Undue Influence Legislation in California

Published in Center News

In 2009, San Francisco Probate Court undertook a research study funded by a Borchard Foundation Center on Law and Aging academic research grant awarded to Mary Joy Quinn and Deana Piazza. The subject of the study was the term "undue influence." The study was prompted by the California Probate Code section which lists undue influence as one of the criteria for the appointment of a conservator of estate. The term also appears more than 25 times in the California Probate Code. And yet, there was no definition of the term in the Probate Code.
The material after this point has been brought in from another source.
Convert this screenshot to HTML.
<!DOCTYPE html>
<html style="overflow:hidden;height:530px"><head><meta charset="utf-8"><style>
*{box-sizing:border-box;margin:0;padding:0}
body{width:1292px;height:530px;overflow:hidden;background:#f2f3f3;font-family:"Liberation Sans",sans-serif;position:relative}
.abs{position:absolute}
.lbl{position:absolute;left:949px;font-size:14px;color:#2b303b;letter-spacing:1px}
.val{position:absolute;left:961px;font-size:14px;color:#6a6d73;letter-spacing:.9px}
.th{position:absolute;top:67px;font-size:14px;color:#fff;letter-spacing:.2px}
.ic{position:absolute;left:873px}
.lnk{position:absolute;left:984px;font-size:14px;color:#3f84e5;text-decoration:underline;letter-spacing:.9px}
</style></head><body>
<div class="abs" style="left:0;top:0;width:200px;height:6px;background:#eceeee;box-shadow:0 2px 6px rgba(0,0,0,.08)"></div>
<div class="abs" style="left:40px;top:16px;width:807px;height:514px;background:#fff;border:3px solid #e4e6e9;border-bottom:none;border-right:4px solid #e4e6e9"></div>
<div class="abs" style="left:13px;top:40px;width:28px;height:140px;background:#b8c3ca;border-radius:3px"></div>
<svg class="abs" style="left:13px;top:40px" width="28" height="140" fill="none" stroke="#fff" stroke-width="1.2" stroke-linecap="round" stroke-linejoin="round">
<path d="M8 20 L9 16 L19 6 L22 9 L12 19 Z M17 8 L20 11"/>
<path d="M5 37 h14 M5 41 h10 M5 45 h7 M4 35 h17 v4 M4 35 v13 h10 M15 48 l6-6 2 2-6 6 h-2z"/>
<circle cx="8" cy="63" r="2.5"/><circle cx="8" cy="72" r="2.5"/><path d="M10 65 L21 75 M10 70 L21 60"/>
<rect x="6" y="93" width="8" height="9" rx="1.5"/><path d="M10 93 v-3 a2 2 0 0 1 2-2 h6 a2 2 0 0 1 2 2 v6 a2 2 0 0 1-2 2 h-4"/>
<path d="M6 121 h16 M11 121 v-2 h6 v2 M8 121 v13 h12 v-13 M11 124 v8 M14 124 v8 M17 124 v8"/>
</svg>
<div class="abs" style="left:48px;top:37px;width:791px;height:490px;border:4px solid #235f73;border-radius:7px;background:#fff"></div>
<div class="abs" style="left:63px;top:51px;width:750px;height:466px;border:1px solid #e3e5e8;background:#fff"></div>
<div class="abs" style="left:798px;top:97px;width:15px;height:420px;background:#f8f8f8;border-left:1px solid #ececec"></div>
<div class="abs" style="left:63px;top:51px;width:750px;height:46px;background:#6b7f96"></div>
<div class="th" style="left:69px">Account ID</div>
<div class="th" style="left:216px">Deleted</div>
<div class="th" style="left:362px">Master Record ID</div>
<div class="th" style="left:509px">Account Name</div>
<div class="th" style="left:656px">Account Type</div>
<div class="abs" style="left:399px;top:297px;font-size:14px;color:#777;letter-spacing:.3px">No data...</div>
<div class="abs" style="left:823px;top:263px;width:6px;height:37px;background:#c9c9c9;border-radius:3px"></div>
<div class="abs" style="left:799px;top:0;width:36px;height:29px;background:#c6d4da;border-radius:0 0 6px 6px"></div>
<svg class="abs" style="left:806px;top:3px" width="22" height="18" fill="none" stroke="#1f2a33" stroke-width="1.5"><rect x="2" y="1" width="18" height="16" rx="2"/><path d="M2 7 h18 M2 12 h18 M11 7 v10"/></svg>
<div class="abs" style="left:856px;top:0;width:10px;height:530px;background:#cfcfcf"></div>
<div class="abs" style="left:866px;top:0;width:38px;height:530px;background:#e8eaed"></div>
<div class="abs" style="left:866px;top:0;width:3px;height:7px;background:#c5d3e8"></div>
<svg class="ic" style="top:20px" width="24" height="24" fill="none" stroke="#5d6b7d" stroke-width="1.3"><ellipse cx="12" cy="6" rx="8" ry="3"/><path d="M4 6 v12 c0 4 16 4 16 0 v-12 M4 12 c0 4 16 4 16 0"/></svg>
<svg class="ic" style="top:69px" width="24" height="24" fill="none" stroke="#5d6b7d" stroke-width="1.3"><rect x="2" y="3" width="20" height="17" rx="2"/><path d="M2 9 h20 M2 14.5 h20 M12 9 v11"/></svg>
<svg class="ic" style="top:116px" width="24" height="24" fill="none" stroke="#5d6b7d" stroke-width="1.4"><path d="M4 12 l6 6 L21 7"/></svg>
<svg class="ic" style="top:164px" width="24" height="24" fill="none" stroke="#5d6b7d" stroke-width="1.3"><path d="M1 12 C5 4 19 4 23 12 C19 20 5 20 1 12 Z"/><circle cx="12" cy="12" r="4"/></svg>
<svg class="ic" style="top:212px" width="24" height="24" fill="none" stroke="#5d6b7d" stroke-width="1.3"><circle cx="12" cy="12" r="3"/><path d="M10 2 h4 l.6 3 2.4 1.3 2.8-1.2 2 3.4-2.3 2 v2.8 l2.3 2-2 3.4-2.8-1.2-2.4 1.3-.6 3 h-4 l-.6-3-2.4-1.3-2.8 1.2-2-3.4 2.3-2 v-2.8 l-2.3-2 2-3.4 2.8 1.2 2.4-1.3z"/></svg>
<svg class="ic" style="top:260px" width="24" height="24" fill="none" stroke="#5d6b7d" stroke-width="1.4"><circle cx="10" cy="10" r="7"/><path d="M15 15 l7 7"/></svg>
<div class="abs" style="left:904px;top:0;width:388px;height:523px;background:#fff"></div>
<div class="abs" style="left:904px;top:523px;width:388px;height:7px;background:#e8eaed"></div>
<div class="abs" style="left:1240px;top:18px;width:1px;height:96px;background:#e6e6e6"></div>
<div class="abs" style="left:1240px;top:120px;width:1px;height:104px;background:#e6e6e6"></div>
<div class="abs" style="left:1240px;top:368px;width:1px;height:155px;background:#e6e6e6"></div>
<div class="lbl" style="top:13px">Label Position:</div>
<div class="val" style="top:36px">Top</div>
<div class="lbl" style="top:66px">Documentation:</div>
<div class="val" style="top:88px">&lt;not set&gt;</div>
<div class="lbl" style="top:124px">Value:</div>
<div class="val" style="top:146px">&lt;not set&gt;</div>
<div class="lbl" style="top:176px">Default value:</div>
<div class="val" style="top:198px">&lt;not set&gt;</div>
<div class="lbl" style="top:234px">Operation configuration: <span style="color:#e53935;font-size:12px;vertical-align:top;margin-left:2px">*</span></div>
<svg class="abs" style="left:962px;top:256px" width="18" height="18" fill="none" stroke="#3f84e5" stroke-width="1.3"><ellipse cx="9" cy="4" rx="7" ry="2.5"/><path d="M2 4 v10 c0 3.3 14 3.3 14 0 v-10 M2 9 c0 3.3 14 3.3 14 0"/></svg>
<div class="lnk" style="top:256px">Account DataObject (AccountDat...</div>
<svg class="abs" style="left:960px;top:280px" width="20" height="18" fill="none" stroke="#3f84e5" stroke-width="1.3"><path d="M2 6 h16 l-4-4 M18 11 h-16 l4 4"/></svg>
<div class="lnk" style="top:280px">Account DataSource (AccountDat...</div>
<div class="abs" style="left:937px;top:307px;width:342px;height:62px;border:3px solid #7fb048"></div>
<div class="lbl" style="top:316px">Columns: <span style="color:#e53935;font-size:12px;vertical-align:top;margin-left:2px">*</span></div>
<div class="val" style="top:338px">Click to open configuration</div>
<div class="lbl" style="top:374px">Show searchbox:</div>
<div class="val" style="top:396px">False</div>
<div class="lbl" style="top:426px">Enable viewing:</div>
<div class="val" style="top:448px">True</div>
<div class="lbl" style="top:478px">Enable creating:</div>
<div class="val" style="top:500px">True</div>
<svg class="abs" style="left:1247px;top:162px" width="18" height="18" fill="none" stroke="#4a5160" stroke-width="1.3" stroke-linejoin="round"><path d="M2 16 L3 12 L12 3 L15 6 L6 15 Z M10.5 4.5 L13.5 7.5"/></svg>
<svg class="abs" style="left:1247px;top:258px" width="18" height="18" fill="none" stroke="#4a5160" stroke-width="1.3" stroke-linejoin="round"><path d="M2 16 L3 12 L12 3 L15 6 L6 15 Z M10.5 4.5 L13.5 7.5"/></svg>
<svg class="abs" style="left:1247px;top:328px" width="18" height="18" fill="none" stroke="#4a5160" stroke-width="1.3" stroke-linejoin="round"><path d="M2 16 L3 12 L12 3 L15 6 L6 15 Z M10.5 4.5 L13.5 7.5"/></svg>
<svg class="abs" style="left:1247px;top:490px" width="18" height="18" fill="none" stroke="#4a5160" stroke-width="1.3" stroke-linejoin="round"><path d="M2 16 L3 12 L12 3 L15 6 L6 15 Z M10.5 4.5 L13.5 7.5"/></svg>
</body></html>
The goal of the study was to illuminate information that could be used to develop a definition of undue influence. The elements of the study included: a literature review of sociological and psychological literature, a review of case law and statues in California, a search for definitions of undue influence in the other states, focus groups of practitioners, and case review of 25 newly established conservatorships.  To a remarkable degree, all these sources and various disciplines agreed on the elements of undue influence which are: a vulnerable victim, an influencer who has power, specific tactics and manipulations, and an outcome that is unfair to the victim. The study can be found on the website of the California Administrative Offices of the Courts at  www.courts.ca.gov/documents/UndueInfluence.pdf  The title of the study is “Undue Influence: Definitions and Applications.” 

The study also found that the only statutory definition of undue influence in California law was contained in the Civil Code which was enacted in 1872. That fact and other findings from the study prompted probate litigators and other community practitioners to work with legislators to develop a definition for the Probate Code which is now contained in California Probate Code section 86. The same definition is also contained in Welfare and Institutions code 15610.70 which addresses elder financial abuse.  The laws are identical and based on the four elements of undue influence found in the research study.  They became effective on January 1, 2014.